11-06-2025
Bureau Report
NEW DELHI/ MEERUT: The last of the paint had begun to peel off Mohammad Mohsin’s house two years ago. The faded green, white and yellow paints on the walls still bore stains from last year’s monsoons.
A narrow, 3-foot-tall (0.9 metres) passage only possible to enter by crouching, led from the kitchen into a courtyard lined with buffalo dung, a rusting scooter, and a creaking cot in northern India’s Meerut district, about 100km (62 miles) from New Delhi.
“We will get the house painted when it’s finally wedding time,” Mohsin had said, leaning on an iron shovel, when Al Jazeera visited him in February earlier this year, referring to his sister Aman’s wedding plans but the date for the wedding came and went without it being solemnized.
In 2023, Mohsin had borrowed roughly $1,440 under the Indian government’s Kisan Credit Card (KCC) scheme. “Kisan” means “farmer” in Hindi.
Launched in 1998, the KCC initiative is intended to modernize rural credit by providing accessible, short-term, low-interest credit to farmers for agricultural expenses, thereby replacing exploitative private moneylenders.
Issued against land holdings, the KCC operates like a revolving credit line, allowing farmers to borrow at the start of a crop cycle and repay after the harvest.
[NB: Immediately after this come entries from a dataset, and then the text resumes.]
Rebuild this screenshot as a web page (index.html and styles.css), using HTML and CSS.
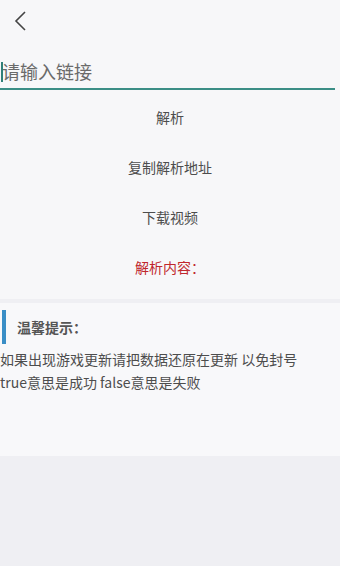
FILE: index.html
```html
<!DOCTYPE html>
<html lang="zh">
<head>
    <meta charset="UTF-8">
    <title>解析</title>
    <link rel="stylesheet" href="styles.css">
</head>
<body>
    <div class="top">
        <div class="header">
            <svg class="back" width="20" height="24" viewBox="0 0 20 24">
                <path d="M13 3 L4 12 L13 21" fill="none" stroke="#444" stroke-width="1.6"/>
            </svg>
        </div>
        <div class="inputRow">
            <span class="cursor"></span>
            <input class="ipt" type="text" placeholder="请输入链接">
        </div>
        <div class="btnList">
            <div class="btn">解析</div>
            <div class="btn">复制解析地址</div>
            <div class="btn">下载视频</div>
            <div class="btn result">解析内容：</div>
        </div>
    </div>
    <div class="tips">
        <div class="tipTitle">温馨提示：</div>
        <p class="tipText">如果出现游戏更新请把数据还原在更新 以免封号<br>true意思是成功 false意思是失败</p>
    </div>
</body>
</html>
```

FILE: styles.css
```css
html,body{
    margin: 0;
    padding: 0;
}
body{
    width: 340px;
    height: 566px;
    background-color: #efeff3;
    font-family: "Noto Sans CJK SC", "Noto Sans", sans-serif;
    overflow: hidden;
}
.top{
    background-color: #f7f7f9;
    padding-bottom: 7px;
}
.header{
    height: 44px;
    display: flex;
    align-items: center;
    padding-left: 12px;
}
.back{
    margin-top: -3px;
}
.inputRow{
    position: relative;
    margin: 10px 5px 0 0;
    height: 34px;
    border-bottom: 2px solid #3b8e86;
}
.ipt{
    border: 0px;
    width: 100%;
    height: 34px;
    padding: 0 0 0 2px;
    background: transparent;
    font-size: 18px;
    font-family: "Noto Sans CJK SC", sans-serif;
    outline: none;
}
.ipt::placeholder{
    color: #6a6a6a;
}
.cursor{
    position: absolute;
    left: 1px;
    top: 8px;
    width: 2px;
    height: 20px;
    background-color: #2f7f78;
}
.btnList{
    margin-top: 2px;
}
.btn{
    height: 50px;
    line-height: 50px;
    text-align: center;
    font-size: 14px;
    color: #4d4d4d;
}
.result{
    color: #c0272d;
}
.tips{
    margin-top: 4px;
    background-color: #f8f8fa;
    height: 153px;
    padding-top: 7px;
    box-sizing: border-box;
}
.tipTitle{
    margin-left: 2px;
    height: 34px;
    line-height: 34px;
    border-left: 4px solid #3a8ec6;
    padding-left: 11px;
    font-size: 14px;
    font-weight: bold;
    color: #555;
}
.tipText{
    margin: 4px 0 0 0;
    font-size: 14px;
    line-height: 23px;
    color: #4d4d4d;
}
```
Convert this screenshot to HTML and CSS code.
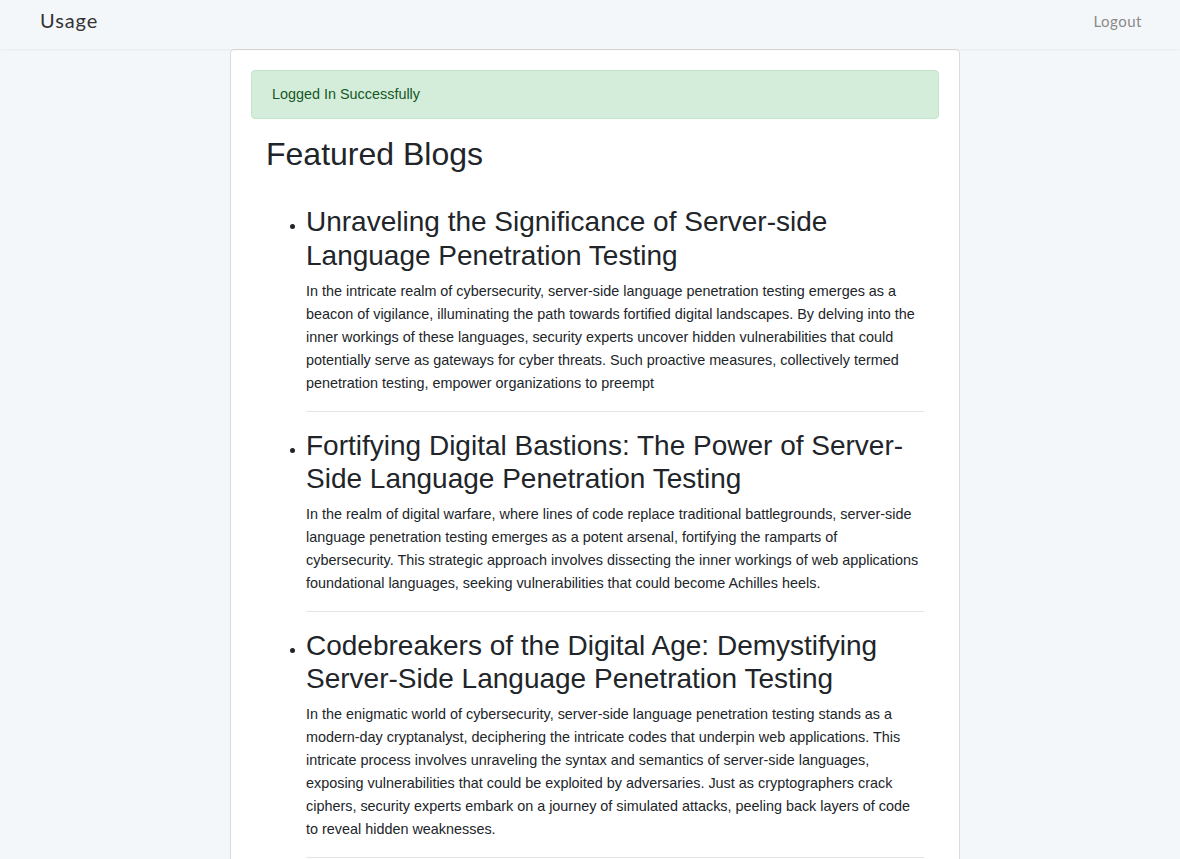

With a modest interest rate of 4 percent annually, the scheme is among the most accessible financial instruments for millions of farmers but for years now, the KCC scheme has deviated from its original purpose. Farmers in rural India, where agriculture barely sustains families and where dowry in marriages is the norm, have used KCC loans as a convenient but dangerous alternative to family income.
The KCC money Mohsin borrowed in 2023 from a state-run bank’s local branch was not meant to sow sugarcane or buy fertilizer. He always meant to use it for his sister’s dowry: Aman’s prospective in-laws had demanded a Maruti Wagon-R car, a larger Mahindra Scorpio SUV, and hundreds of thousands of rupees in cash, when the marriage was planned.
KCC looks and can be used like a regular credit card, including for cash withdrawals. Clutching the family’s KCC card issued in his father Mohammad Kamil’s name, Mohsin withdrew the money from an ATM and went straight to a car dealer in Meerut to make the down payment for a Wagon R car.
In February 2025, Aman’s proposed marriage collapsed under a new set of dowry demands. By now, Mohsin was already in significant debt and had no money to sow crops, or invest in seeds or farm machinery.
He was also saddled with the car he had bought for the groom. He missed paying the monthly instalments a few times. When farmers fail to repay during a crop cycle, the interest rate jumps from 4 percent to 7 percent, which is what happened with Mohsin.
He now repays the loan in small instalments, but knows that he will be playing catchup for years. And the longer he delays his payments, the higher the risk that the loan could be classified as a non-performing asset (NPA), damaging his credit rating and future borrowing capacity.
Meanwhile, 22-year-old Aman finished Fazilat, a seven-year course in Islamic theology offered by Darul Uloom, a prominent Muslim seminary in Deoband, about 80km (50 miles) from Meerut. The course is considered the equivalent of a bachelor’s degree from a regular college.
Aman’s family has also resumed its search for another groom. “I will get married when the right family agrees,” Aman told media.